### Provided data
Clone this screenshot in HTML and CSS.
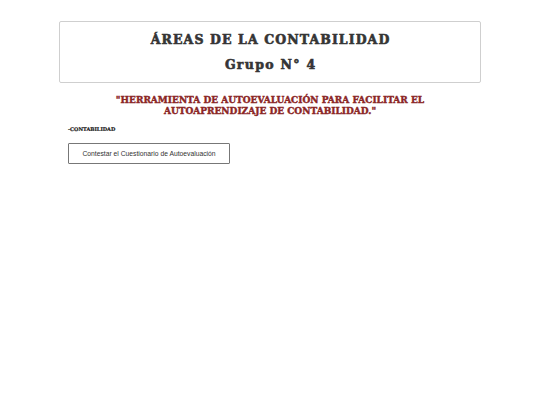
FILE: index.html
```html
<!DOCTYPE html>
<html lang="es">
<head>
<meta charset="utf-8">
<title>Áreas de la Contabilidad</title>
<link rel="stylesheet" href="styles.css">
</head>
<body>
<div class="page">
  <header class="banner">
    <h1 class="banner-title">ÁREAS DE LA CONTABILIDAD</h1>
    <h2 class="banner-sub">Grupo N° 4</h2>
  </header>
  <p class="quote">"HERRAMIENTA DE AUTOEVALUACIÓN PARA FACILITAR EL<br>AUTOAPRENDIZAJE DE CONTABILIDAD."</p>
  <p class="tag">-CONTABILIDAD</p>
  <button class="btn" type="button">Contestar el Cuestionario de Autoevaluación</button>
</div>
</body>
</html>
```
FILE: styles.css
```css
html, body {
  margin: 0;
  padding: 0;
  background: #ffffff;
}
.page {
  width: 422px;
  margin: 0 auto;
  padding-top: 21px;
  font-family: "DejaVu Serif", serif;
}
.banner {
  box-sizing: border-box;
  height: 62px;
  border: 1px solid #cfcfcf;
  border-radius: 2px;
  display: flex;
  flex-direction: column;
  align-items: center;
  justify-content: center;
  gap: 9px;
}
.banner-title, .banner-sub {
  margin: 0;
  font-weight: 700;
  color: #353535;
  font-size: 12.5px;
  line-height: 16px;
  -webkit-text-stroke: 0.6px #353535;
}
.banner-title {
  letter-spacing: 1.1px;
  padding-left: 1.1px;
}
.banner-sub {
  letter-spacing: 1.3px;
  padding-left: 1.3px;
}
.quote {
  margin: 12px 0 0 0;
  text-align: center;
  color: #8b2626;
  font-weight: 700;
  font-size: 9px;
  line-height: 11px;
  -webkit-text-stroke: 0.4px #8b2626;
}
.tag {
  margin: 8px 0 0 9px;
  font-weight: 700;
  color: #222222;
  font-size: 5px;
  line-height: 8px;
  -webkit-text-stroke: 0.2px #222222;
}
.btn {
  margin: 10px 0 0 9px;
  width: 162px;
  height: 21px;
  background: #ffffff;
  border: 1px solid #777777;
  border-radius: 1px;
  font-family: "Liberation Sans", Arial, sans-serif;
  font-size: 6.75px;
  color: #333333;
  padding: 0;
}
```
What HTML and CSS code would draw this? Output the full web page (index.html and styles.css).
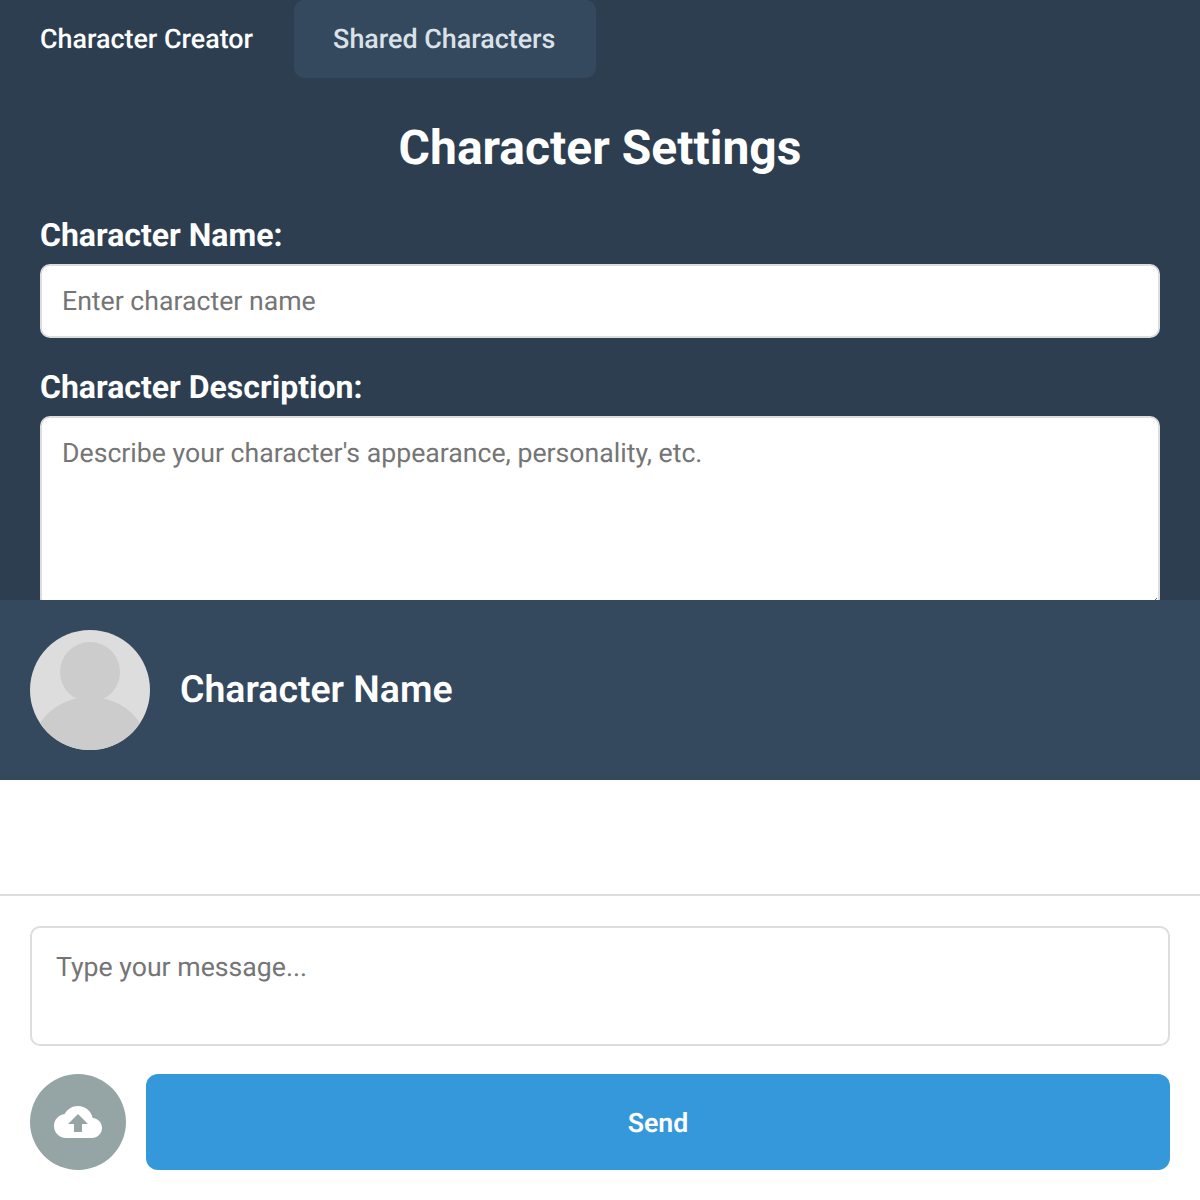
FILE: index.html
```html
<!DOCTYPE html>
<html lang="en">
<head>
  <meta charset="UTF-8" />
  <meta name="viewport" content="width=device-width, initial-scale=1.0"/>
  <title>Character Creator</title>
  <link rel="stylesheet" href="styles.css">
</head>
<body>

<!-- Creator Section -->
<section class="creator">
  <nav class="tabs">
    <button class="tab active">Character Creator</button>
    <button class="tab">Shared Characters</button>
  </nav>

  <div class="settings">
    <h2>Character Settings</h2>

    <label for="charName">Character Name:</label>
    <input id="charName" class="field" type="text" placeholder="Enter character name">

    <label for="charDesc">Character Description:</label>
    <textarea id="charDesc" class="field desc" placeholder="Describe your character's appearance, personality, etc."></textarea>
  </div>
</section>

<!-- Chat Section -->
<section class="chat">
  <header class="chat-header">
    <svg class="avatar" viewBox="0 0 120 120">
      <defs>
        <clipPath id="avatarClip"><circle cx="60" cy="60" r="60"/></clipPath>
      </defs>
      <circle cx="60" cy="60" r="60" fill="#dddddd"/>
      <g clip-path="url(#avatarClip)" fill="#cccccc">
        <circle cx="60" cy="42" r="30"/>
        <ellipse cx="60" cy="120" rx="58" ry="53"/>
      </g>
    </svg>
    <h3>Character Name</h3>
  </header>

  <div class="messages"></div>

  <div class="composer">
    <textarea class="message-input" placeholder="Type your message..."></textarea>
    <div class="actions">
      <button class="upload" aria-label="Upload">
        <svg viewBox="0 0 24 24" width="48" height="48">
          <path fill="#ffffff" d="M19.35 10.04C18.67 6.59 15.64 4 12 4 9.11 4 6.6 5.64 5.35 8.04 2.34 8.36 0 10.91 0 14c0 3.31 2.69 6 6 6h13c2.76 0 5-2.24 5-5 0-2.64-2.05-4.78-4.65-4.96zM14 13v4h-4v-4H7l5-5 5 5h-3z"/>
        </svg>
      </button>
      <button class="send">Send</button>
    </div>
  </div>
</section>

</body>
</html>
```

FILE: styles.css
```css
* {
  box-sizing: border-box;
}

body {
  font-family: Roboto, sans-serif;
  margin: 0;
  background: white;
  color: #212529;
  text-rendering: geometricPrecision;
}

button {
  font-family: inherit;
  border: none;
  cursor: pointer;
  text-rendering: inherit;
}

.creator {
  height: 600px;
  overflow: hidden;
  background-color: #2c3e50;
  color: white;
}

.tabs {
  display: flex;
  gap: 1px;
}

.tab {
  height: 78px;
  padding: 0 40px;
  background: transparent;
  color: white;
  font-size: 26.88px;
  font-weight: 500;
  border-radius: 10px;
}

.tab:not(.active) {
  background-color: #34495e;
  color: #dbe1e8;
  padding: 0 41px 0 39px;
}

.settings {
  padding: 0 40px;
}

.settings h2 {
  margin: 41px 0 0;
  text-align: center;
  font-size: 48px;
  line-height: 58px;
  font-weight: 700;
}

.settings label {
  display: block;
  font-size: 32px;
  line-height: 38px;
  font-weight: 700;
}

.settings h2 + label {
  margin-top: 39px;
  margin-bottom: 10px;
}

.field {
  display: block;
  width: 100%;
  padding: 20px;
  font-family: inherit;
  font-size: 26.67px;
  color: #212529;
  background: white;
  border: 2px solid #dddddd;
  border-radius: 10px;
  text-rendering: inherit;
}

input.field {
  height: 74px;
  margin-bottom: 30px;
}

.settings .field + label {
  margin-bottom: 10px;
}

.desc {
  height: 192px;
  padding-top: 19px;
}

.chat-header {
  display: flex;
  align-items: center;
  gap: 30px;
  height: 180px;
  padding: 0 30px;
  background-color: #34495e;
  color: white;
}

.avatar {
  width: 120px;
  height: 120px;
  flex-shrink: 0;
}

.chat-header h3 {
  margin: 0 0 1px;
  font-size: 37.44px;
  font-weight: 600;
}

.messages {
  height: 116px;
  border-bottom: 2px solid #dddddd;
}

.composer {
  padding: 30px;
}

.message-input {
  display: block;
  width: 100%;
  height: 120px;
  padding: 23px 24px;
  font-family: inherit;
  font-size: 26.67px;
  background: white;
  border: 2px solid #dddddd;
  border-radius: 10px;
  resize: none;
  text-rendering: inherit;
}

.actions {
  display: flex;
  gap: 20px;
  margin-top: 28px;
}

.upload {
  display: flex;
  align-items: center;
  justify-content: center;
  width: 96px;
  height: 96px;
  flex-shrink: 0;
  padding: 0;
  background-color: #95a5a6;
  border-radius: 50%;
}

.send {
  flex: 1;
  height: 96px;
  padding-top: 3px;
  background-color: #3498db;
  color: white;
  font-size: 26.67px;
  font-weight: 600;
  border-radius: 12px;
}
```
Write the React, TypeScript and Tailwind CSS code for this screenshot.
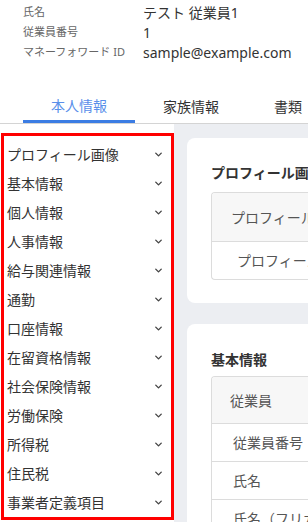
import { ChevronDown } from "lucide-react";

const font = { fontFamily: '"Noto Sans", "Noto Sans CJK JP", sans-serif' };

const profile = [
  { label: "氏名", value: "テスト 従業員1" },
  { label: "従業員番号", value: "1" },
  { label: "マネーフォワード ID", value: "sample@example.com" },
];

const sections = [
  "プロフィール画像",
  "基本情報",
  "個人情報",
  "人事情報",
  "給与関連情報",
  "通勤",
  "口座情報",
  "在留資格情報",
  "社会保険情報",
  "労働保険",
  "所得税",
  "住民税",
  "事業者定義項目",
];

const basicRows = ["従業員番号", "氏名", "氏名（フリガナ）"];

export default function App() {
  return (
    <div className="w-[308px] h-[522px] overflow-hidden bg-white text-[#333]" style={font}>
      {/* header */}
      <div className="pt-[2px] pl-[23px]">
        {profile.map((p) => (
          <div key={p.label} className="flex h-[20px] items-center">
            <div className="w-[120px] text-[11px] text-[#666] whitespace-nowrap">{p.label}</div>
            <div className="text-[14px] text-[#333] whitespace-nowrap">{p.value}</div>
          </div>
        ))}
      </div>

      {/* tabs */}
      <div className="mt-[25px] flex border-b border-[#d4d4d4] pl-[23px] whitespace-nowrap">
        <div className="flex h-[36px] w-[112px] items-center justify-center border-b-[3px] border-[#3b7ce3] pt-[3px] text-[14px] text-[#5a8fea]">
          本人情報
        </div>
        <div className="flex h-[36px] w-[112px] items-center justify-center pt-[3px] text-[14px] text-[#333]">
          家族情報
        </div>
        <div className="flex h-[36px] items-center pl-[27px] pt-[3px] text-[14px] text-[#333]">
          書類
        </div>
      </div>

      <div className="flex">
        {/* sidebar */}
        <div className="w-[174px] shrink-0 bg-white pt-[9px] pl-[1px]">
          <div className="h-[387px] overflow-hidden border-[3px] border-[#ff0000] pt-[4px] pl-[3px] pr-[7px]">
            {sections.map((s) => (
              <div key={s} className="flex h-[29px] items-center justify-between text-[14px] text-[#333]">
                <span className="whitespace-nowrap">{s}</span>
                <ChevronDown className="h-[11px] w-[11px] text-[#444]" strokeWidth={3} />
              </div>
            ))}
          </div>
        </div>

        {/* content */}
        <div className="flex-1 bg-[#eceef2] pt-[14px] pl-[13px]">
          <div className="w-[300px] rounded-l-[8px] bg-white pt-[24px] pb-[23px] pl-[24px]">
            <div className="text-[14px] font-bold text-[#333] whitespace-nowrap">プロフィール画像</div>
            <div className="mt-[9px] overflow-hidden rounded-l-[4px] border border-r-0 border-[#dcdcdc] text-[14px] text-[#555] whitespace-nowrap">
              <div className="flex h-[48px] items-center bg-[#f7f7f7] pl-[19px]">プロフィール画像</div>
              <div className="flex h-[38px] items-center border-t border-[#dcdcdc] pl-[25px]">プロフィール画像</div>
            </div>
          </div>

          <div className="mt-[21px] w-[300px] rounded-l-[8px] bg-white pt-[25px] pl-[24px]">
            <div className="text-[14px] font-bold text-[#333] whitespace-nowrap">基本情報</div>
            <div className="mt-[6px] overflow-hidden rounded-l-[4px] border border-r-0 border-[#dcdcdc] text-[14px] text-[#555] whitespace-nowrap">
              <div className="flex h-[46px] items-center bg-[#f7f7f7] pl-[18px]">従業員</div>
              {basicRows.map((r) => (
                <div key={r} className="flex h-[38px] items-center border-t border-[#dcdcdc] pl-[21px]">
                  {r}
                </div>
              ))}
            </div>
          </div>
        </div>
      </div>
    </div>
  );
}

### Aim of the task
Copy every line of the listing where the word "screenshot" appears.

### Task solution
Clone this screenshot in HTML and CSS.
Write the React, TypeScript and Tailwind CSS code for this screenshot.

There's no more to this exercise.